Trust and Empower

In response to all the questions I've been getting, I've been posting a lot about myself. Please feel free to respond or leave a comment and make it a discussion instead of a monologue about me!

"What's my management style?" My flip answer is you don't really manage people*. My more serious answer is that I strive to trust and empower.

  • Trust people to do the right thing. Trust them to have good ideas. To want to make the project, organization, team or company successful. Trust them. They want to do good.
  • Empower them. Make sure they know you trust and believe in them and give them what they need to execute on their great ideas. Maybe it's a computer, or a person to bounce ideas off of, or help convincing others, or some space, or fun people to work with, or a better understanding of what the company is trying to do … My very first manager at HP came to me one day and said "Stormy, what can I do for you? What can I do to make you more effective?" (I responded with "go to my meetings for me" and he said ok!) I've kept that in mind ever since. A manager's job is to make their team effective.

And then circle back around. It's not enough to say "I trust you" and throw a bunch of money at them. They might not know what to do with the money – they might need some help. (Or they might be in the wrong job – one they don't believe in.) And you need to know enough so that you can convince upper management that your team is doing a good job and everyone should let them keep working on their great ideas.

People get hung up on whether managers delegate well or not. Delegating does not equal managing. (Not delegating can equal bad management, but delegating isn't managing.) If someone is having trouble delegating, one of two things is up.

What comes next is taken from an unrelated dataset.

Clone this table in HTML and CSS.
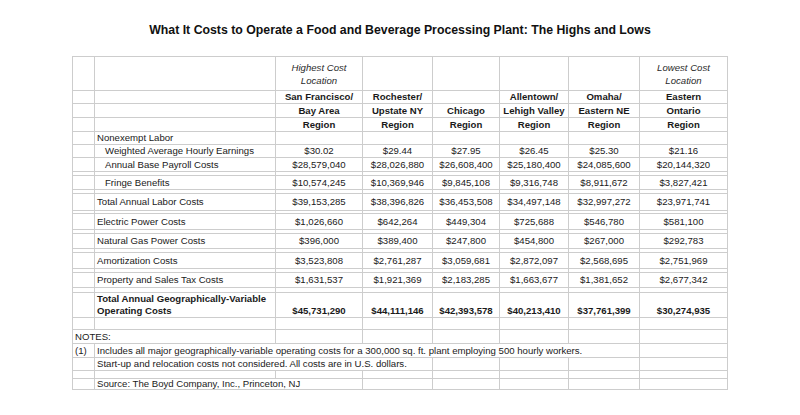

  • The first is simple, they just might not know how to delegate. This is easy to fix. If you want to learn to delegate, grab someone whose management style you admire and ask them to sit in on a meeting you are running. And either during the meeting or after, have them point out places you could have delegated.
  • The second reason people don't delegate is a bit more complicated. It's lack of trust. Either lack of trust that the other person will do it "right." Or lack of trust that people will actually believe they are doing anything useful if they are delegating everything to other people. However, if you trust and empower, your team will not question whether or not you are working. They'll love you and they'll get lots done and so your manager will love you. But it's a leap of faith in the beginning.

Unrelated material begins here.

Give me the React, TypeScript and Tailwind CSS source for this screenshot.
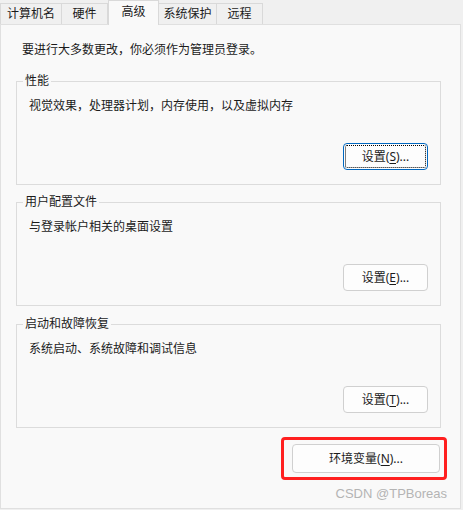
import React from 'react';

const tabs = [
  { label: '计算机名', w: 'w-[62px]' },
  { label: '硬件', w: 'w-[46px]' },
  { label: '高级', w: 'w-[51px]', active: true },
  { label: '系统保护', w: 'w-[58px]' },
  { label: '远程', w: 'w-[46px]' },
];

function Mnemonic({ text, k }: { text: string; k: string }) {
  return (
    <span>
      {text}(<span className="underline underline-offset-2">{k}</span>)...
    </span>
  );
}

function SettingsButton({ k, focused }: { k: string; focused?: boolean }) {
  return (
    <button
      className={`w-[85px] h-[27px] rounded-[4px] border bg-[#fdfdfd] text-[12px] text-[#1b1b1b] ${
        focused
          ? 'border-[#0067c0] outline-1 outline-dotted outline-black -outline-offset-3'
          : 'border-[#d0d0d0]'
      }`}
    >
      <Mnemonic text="设置" k={k} />
    </button>
  );
}

function Group({ title, desc, k, focused }: { title: string; desc: string; k: string; focused?: boolean }) {
  return (
    <div className="relative ml-[15px] w-[425px] h-[104px] border border-[#dcdcdc] flex flex-col pt-[16px] px-[12px] pb-[14px]">
      {/* group box caption sits over the top border */}
      <span className="absolute -top-[9px] left-[6px] px-[2px] bg-[#f9f9f9] leading-[16px]">{title}</span>
      <div className="leading-[16px]">{desc}</div>
      <div className="mt-auto flex justify-end">
        <SettingsButton k={k} focused={focused} />
      </div>
    </div>
  );
}

export default function App() {
  return (
    <div className="w-[463px] h-[510px] bg-[#f0f0f0] overflow-hidden text-[12px] text-[#1b1b1b] font-['Noto_Sans','Noto_Sans_CJK_SC',sans-serif]">
      <div className="flex items-end h-[24px]">
        {tabs.map((t) =>
          t.active ? (
            <div
              key={t.label}
              className={`${t.w} relative z-10 h-[25px] -mb-px flex items-center justify-center pb-[3px] border border-b-0 border-[#d9d9d9] bg-[#f9f9f9]`}
            >
              {t.label}
            </div>
          ) : (
            <div
              key={t.label}
              className={`${t.w} h-[21px] flex items-center justify-center border-t border-r first:border-l border-[#d9d9d9] bg-[#f0f0f0]`}
            >
              {t.label}
            </div>
          )
        )}
      </div>

      <div className="w-[461px] h-[485px] bg-[#f9f9f9] border border-[#e0e0e0] flex flex-col">
        <div className="pl-[21px] pt-[17px] leading-[16px]">要进行大多数更改，你必须作为管理员登录。</div>

        <div className="mt-[23px]">
          <Group title="性能" desc="视觉效果，处理器计划，内存使用，以及虚拟内存" k="S" focused />
        </div>
        <div className="mt-[17px]">
          <Group title="用户配置文件" desc="与登录帐户相关的桌面设置" k="E" />
        </div>
        <div className="mt-[18px]">
          <Group title="启动和故障恢复" desc="系统启动、系统故障和调试信息" k="T" />
        </div>

        <div className="mt-[9px] flex justify-end pr-[13px]">
          <div className="border-[3px] border-[#ff1f1f] rounded-[4px] pl-[8px] pr-[4px] py-[4px]">
            <button className="w-[148px] h-[29px] rounded-[4px] border border-[#d0d0d0] bg-[#fdfdfd] text-[12px]">
              <Mnemonic text="环境变量" k="N" />
            </button>
          </div>
        </div>

        <div className="mt-[6px] flex justify-end pr-[13px] text-[13px] leading-[15px] text-[#b4b4b4] font-['Liberation_Sans',sans-serif]">
          CSDN @TPBoreas
        </div>
      </div>
    </div>
  );
}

There are often complicated and valid reasons people don't trust others. Sometimes you "know" you can do it better or faster or easier. You can read more about how it's hard to delegate at Why you shouldn't do it all yourself.

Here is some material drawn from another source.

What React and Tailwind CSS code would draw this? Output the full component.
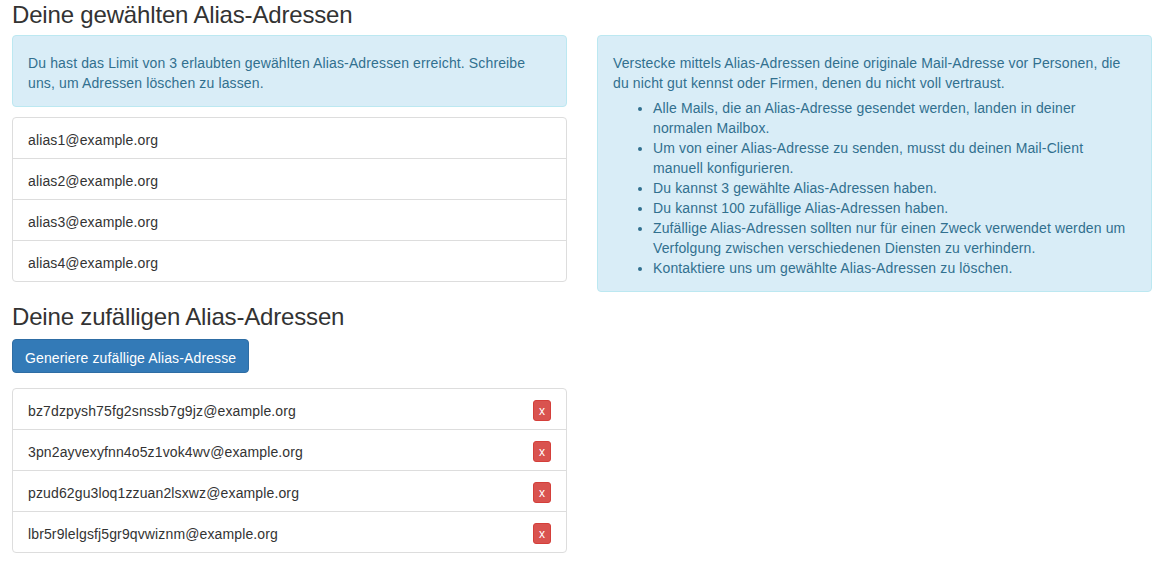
export default function App() {
  const chosen = ["alias1@example.org", "alias2@example.org", "alias3@example.org", "alias4@example.org"];
  const random = [
    "bz7dzpysh75fg2snssb7g9jz@example.org",
    "3pn2ayvexyfnn4o5z1vok4wv@example.org",
    "pzud62gu3loq1zzuan2lsxwz@example.org",
    "lbr5r9lelgsfj5gr9qvwiznm@example.org",
  ];
  return (
    <div
      className="bg-white w-[1170px] h-[565px] overflow-hidden pl-[12px] text-[14px] leading-5 text-[#333] tracking-[0.13px]"
      style={{ fontFamily: '"Liberation Sans", Arial, Helvetica, sans-serif' }}
    >
      <div className="grid grid-cols-[555px_555px] gap-[30px]">
        <div>
          <h3 className="text-[24px] leading-[26px] tracking-[-0.17px] font-normal pt-[2px] mb-[7px]">
            Deine gewählten Alias-Adressen
          </h3>
          <div className="bg-[#d9edf7] border border-[#bce8f1] text-[#31708f] rounded-[4px] px-[15px] pt-[17px] pb-[13px] mb-[10px]">
            Du hast das Limit von 3 erlaubten gewählten Alias-Adressen erreicht. Schreibe uns, um Adressen löschen zu lassen.
          </div>
          <div className="border border-[#ddd] rounded-[4px] divide-y divide-[#ddd]">
            {chosen.map((a) => (
              <div key={a} className="px-[15px] pt-[12px] pb-[8px]">
                {a}
              </div>
            ))}
          </div>
          <h3 className="text-[24px] leading-[26px] tracking-[-0.17px] font-normal mt-[20px] pt-[2px] mb-[9px]">
            Deine zufälligen Alias-Adressen
          </h3>
          <button className="bg-[#337ab7] border border-[#2e6da4] text-white rounded-[4px] px-[12px] pt-[8px] pb-[4px] leading-5 text-[14px] tracking-[0.13px] mb-[15px]">
            Generiere zufällige Alias-Adresse
          </button>
          <div className="border border-[#ddd] rounded-[4px] divide-y divide-[#ddd]">
            {random.map((a) => (
              <div key={a} className="px-[15px] pt-[12px] pb-[8px] flex justify-between items-start">
                <span>{a}</span>
                <span className="-mt-px h-[21px] w-[18px] bg-[#d9534f] border border-[#d43f3a] rounded-[3px] text-white text-[12px] leading-[18px] tracking-normal flex items-center justify-center">
                  x
                </span>
              </div>
            ))}
          </div>
        </div>
        <div className="pt-[35px]">
          <div className="bg-[#d9edf7] border border-[#bce8f1] text-[#31708f] rounded-[4px] px-[15px] pt-[17px] pb-[13px]">
            <p className="mb-[5px]">
              Verstecke mittels Alias-Adressen deine originale Mail-Adresse vor Personen, die du nicht gut kennst oder Firmen, denen du nicht voll vertraust.
            </p>
            <ul className="list-disc pl-10 mb-0">
              <li>Alle Mails, die an Alias-Adresse gesendet werden, landen in deiner normalen Mailbox.</li>
              <li>Um von einer Alias-Adresse zu senden, musst du deinen Mail-Client manuell konfigurieren.</li>
              <li>Du kannst 3 gewählte Alias-Adressen haben.</li>
              <li>Du kannst 100 zufällige Alias-Adressen haben.</li>
              <li>Zufällige Alias-Adressen sollten nur für einen Zweck verwendet werden um Verfolgung zwischen verschiedenen Diensten zu verhindern.</li>
              <li>Kontaktiere uns um gewählte Alias-Adressen zu löschen.</li>
            </ul>
          </div>
        </div>
      </div>
    </div>
  );
}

So that's my "management" style. What's yours?

* Seriously, if you are a manager, the word "manager" should not show up any where in your resume except in your title. "Managing people" is not something you get paid to do. You get paid to make things happen.

5 Replies to “Trust and Empower”

  1. Hi Stormy,
    I would love to work for manager like you. At the same time I have the feeling that you are describing what would happen if the management and the leadership are combined. I will quote Dr. Stephen R. Covey’s book The 7 Habits Of Highly Effective People
    In the words of both Peter Drucker and Warren Bennis, “Management is doing things right; leadership is doing the right things.”
    Personally, I work in organization where the lack of leadership is big problem. But at the same time I have to say that I have learn a lot. Mainly What NOT to do! Do you have an advice how to deal with situation like that? My manager talks about empowerment all the time, but at the same time keeps micromanaging everything. Not only that, but he changes his mind constantly. One of most frustrating moment for me is when we (the team) spends long hours discussing any given problem. We decide on particular plan of actions, but after the meeting very often he have private meeting with one of his buddies and later we are finding out that accepted solution is not valid or has been modified to point that is useless.
    Also I would like to ask you about the so called ‘Internal Customer’. It does not make sense for me. The Customer relationship exist only in free market. Inside the corporation there is no market. Inside the organization we can have a team, but not customer-supplier relationship.
    p.s. I discovered your blog by luck and I love it. My best wishes.

  2. Sounds like a good approach to motivating people. I think the word facilitator is what management types should see their job as.

  3. You sound amazing, i would love to work with you. If you need any help with GNOME and your role, please call me.
    Empower me to help my favourite desktop

  4. Note that I did say *strive* to be.
    I think of the times I was “wishy-washy” and it was usually because I couldn’t figure out what my management wanted or they didn’t think my way was best or the company changed directions.
    I think the hardest things about large organizations is keeping a common goal in mind. Because they’re large you end up with lots of layers between you and the real goal (like internal customers.) And there’s usually more than one goal.

  5. It’s a bit facile, but one of the phrases I try an apply is “The manager is there to take responsibility for problems and become invisible when success occurs”.
    i.e. your are there to help people do their job and help fix problems, not to massage your own ego or polish your CV.
    There is a lot of detail behind that of course, but I think it helps engender the right frame of mind.